### Front-end source files
☆ ☆ ☆ ☆ ☆ ☆ ☆

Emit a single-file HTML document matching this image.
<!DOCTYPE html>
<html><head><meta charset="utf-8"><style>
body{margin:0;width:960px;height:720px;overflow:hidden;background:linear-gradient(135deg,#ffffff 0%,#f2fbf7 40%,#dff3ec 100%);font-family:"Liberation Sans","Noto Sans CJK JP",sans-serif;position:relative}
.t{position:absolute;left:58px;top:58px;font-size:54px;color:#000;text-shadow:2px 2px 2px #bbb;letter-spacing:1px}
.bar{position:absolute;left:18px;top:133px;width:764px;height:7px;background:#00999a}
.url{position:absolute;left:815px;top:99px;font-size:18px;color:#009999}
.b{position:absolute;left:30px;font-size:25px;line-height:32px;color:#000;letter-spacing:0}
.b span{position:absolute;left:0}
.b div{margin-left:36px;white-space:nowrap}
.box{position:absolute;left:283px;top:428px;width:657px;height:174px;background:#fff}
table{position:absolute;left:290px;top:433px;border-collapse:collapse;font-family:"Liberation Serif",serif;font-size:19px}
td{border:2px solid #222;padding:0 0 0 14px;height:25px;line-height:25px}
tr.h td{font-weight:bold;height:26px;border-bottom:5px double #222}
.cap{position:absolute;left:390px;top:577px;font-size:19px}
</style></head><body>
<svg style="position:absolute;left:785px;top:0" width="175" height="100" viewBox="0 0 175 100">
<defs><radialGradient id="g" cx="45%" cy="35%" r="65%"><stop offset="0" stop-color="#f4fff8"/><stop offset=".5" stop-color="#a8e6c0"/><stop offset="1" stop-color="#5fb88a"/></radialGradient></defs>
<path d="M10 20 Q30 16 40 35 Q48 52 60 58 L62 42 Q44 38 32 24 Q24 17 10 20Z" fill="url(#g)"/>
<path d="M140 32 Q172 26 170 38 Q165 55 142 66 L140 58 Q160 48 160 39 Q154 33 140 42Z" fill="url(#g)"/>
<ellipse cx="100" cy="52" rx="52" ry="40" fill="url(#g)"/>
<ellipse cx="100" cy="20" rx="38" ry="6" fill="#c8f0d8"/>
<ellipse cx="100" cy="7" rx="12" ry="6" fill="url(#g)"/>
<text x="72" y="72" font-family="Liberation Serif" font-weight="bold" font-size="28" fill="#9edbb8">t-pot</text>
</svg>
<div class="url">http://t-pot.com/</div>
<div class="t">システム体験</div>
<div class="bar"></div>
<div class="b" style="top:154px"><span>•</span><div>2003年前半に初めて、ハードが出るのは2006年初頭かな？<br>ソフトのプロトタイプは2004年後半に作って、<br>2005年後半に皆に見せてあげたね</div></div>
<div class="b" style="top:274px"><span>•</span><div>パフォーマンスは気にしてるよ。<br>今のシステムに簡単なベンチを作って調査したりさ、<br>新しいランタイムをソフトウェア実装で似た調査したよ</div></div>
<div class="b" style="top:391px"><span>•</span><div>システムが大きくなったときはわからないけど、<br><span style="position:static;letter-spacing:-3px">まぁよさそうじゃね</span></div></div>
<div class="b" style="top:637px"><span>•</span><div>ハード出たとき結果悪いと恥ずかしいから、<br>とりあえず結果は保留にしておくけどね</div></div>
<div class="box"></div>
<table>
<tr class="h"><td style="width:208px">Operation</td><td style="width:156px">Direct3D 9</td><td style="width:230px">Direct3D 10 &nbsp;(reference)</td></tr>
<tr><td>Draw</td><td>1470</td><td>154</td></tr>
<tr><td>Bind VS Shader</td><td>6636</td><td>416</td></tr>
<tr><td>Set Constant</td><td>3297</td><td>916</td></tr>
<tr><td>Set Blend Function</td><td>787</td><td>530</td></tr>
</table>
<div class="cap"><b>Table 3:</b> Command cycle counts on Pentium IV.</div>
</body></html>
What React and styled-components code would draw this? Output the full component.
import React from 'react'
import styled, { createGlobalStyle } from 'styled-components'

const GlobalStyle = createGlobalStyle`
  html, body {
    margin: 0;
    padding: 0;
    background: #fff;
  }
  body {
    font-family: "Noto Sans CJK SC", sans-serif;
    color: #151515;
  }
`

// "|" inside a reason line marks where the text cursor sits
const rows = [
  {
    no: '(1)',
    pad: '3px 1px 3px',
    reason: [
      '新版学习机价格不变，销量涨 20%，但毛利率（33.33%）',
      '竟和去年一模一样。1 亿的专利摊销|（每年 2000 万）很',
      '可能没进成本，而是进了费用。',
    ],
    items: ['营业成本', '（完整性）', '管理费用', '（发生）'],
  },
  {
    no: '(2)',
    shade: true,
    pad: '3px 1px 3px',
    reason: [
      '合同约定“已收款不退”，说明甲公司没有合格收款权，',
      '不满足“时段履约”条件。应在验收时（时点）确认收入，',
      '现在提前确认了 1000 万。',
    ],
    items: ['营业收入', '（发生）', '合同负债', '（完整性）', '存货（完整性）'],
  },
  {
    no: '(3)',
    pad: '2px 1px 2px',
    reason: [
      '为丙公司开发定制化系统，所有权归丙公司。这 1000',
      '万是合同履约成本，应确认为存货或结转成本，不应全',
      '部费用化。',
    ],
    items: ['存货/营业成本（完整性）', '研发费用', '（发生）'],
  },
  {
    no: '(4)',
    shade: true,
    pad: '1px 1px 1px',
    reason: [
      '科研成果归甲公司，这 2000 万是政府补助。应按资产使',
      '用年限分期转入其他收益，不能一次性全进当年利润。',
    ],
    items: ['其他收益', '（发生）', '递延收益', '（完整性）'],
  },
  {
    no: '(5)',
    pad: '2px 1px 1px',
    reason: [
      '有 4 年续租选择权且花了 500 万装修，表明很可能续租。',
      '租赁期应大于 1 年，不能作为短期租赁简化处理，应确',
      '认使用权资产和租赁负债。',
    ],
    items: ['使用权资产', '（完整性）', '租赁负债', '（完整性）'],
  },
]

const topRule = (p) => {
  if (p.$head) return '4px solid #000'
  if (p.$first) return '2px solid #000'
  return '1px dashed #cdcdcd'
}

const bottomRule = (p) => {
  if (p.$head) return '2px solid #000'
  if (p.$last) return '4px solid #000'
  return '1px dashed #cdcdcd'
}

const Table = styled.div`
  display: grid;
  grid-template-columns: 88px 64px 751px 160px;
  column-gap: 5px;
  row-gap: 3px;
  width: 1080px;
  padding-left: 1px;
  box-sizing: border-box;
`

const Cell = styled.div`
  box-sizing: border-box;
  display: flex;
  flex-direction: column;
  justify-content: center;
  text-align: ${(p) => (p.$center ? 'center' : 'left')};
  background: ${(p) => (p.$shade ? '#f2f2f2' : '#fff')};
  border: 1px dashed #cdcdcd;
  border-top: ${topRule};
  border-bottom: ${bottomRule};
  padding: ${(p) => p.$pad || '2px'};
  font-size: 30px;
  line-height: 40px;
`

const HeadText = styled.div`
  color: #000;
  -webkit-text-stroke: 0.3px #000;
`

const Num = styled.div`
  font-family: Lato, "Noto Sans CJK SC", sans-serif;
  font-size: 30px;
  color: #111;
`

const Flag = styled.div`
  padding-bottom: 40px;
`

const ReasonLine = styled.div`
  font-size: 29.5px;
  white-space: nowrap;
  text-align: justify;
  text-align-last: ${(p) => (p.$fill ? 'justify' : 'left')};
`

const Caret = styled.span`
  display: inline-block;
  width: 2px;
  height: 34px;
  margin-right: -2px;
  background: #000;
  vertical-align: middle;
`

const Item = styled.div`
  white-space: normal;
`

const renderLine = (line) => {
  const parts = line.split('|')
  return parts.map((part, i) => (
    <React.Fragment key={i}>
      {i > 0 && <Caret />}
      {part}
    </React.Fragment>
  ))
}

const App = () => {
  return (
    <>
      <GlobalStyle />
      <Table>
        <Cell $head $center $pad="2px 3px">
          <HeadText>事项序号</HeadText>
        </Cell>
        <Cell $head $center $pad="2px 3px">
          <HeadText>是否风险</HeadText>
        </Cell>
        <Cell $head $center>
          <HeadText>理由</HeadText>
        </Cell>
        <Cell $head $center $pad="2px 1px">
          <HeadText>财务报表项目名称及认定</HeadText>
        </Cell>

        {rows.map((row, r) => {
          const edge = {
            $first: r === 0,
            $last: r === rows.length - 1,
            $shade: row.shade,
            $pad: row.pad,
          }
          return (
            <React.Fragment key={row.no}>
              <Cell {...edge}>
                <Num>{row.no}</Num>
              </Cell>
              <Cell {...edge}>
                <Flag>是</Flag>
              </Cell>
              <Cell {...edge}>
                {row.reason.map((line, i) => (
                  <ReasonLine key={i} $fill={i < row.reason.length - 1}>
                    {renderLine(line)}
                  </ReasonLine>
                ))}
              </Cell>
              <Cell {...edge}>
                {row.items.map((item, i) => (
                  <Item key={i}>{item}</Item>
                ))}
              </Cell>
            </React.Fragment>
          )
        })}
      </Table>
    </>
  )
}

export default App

☆ ☆ ☆ ☆ ☆ ☆ ☆

Provide only the count of lines in the material above that hold the word "this".

### FINAL RESULT
2